The UK Drug Policy Commission publishes our final report today on how drug policy can be made more efficient.

But more important than particular policy proposals is our plea for a new relationship with evidence. We should not accept that billions of pounds are spent with only minimal effort, or none at all, to evaluate whether policies are making any difference and whether they can be improved. Drug policy is more than simply the debate about which particular drugs should be illegal or how to wage war against their use. This polarised focus has held us back in other areas where we could make more progress at less cost.

We need a body to collect and promote the evidence for what works. This could cost less than 1 per cent of what we spend on drug policy in total, and, if appropriately supported, should easily pay for itself while also helping to save lives and bring relief to communities menaced by the illicit drug trade.

Dame Ruth Runciman
Chairman, UK Drug Policy Commission

John Varley
Honorary President, UK Drug Policy Commission

Professor Baroness Haleh Afshar OBE

Professor Colin Blakemore FRS

David Blakey CBE QPM

Tracey Brown

Annette Dale-Perera

Professor Baroness Ilora Finlay of Llandaff

Jeremy Hardie CBE

Professor Alan Maynard OBE

Vivienne Parry OBE

Adam Sampson

Professor John Strang

Child’s game

SIR – After reading the report warning of the dangers of consuming lead in game, a lean meat, which is low in cholesterol (October 9), I don’t feel too concerned. I am inundated with pheasant, duck and partridge each season.

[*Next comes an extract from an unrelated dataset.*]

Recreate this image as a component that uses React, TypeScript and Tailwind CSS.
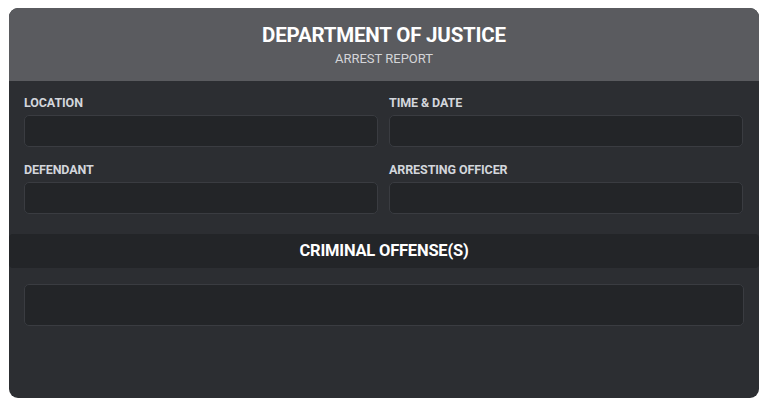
const rows = [
  ['LOCATION', 'TIME & DATE'],
  ['DEFENDANT', 'ARRESTING OFFICER'],
];

function Field({ label }: { label: string }) {
  return (
    <div className="flex flex-col gap-[4px]">
      <span className="text-[12.5px] leading-[16px] font-bold tracking-[-0.1px] text-[#d3d6dc]">{label}</span>
      <div className="h-[32px] rounded-[5px] border border-[#3a3c41] bg-[#232528]" />
    </div>
  );
}

export default function App() {
  return (
    <div className="min-h-screen bg-white pl-[9px] pt-[8px] font-['Roboto',sans-serif]">
      <div className="w-[750px] h-[390px] rounded-[9px] overflow-hidden bg-[#2c2e32] flex flex-col">
        <div className="h-[73px] bg-[#5a5b5f] flex flex-col items-center pt-[15px]">
          <h1 className="text-[20.5px] leading-[24px] font-bold tracking-[-0.2px] text-white">DEPARTMENT OF JUSTICE</h1>
          <p className="mt-[4px] text-[13px] leading-[15px] text-[#d4d5d8]">ARREST REPORT</p>
        </div>

        <div className="px-[15px] pt-[14px] flex flex-col gap-[15px]">
          {rows.map((r) => (
            <div key={r[0]} className="grid grid-cols-[354px_354px] gap-[11px]">
              {r.map((l) => (
                <Field key={l} label={l} />
              ))}
            </div>
          ))}
        </div>

        <div className="mt-[20px] h-[34px] rounded-[4px] bg-[#232528] flex items-center justify-center">
          <span className="text-[16.5px] font-bold tracking-[-0.2px] text-white">CRIMINAL OFFENSE(S)</span>
        </div>

        <div className="px-[15px] mt-[16px]">
          <div className="h-[42px] rounded-[5px] border border-[#3a3c41] bg-[#232528]" />
        </div>
      </div>
    </div>
  );
}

For 35 years my family has consumed huge quantities of game. My two children were fed puréed pheasant as babies. Between them, they have achieved three degrees from good universities.

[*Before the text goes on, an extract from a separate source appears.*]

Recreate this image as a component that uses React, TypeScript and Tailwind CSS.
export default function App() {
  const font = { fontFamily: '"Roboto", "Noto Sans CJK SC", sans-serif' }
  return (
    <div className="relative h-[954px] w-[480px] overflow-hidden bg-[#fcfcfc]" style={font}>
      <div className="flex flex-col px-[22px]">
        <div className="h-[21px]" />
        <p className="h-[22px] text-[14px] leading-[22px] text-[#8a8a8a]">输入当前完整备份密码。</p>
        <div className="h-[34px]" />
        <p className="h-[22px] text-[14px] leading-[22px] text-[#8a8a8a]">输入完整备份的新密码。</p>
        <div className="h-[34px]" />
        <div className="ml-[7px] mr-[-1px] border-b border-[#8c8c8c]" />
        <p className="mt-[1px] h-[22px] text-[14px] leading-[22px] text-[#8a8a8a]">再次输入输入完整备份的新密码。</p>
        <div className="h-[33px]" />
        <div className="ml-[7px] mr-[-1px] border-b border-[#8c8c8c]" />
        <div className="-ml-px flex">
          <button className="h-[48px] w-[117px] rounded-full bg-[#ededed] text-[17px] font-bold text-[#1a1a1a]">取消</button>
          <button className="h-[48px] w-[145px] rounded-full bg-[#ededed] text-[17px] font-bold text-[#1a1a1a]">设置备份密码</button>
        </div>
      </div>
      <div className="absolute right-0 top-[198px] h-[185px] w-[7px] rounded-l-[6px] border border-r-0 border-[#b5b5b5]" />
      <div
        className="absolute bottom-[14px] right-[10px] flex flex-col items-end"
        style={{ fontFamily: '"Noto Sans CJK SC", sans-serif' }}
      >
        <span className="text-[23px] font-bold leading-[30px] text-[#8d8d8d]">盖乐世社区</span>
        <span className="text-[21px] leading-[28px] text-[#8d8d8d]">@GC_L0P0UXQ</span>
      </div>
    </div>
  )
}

How much better they would have done without all the lead they may have inadvertently consumed?

Ann Fry
Long Sutton, Somerset

A school report can be the making of a student

SIR – Most of the letters in response to the story of the school report of Professor Sir John Gurdon are at the expense of the teacher for not recognising a future Nobel prizewinner (October 11).

Prof Gurdon wasn’t a Nobel prize-winning scientist then. He was an uninterested schoolboy, bored by rote-learning, wanting to work in his own way, placed in a rank order that reflected a narrow approach to education on the part of both the teacher and the school.

But Prof Gurdon thinks the report is more important than that, or why else would he display it over his desk all these years later? Perhaps he knows now what made that report memorable: it pointed out that he was wasting his potential.

A teacher may see lazy self-absorption stunting the development of latent possibilities and, as happened here, may sharpen their pen a little. This report appears to have been a wake-up call, never to be forgotten.

Meg Beckett
Battle, East Sussex

SIR – After a complete term in the Lower Sixth, during which I attended no divinity lessons, the report read: “A little reticent”. Repeating the attendance record next term provoked: “Could be more vocal in class”.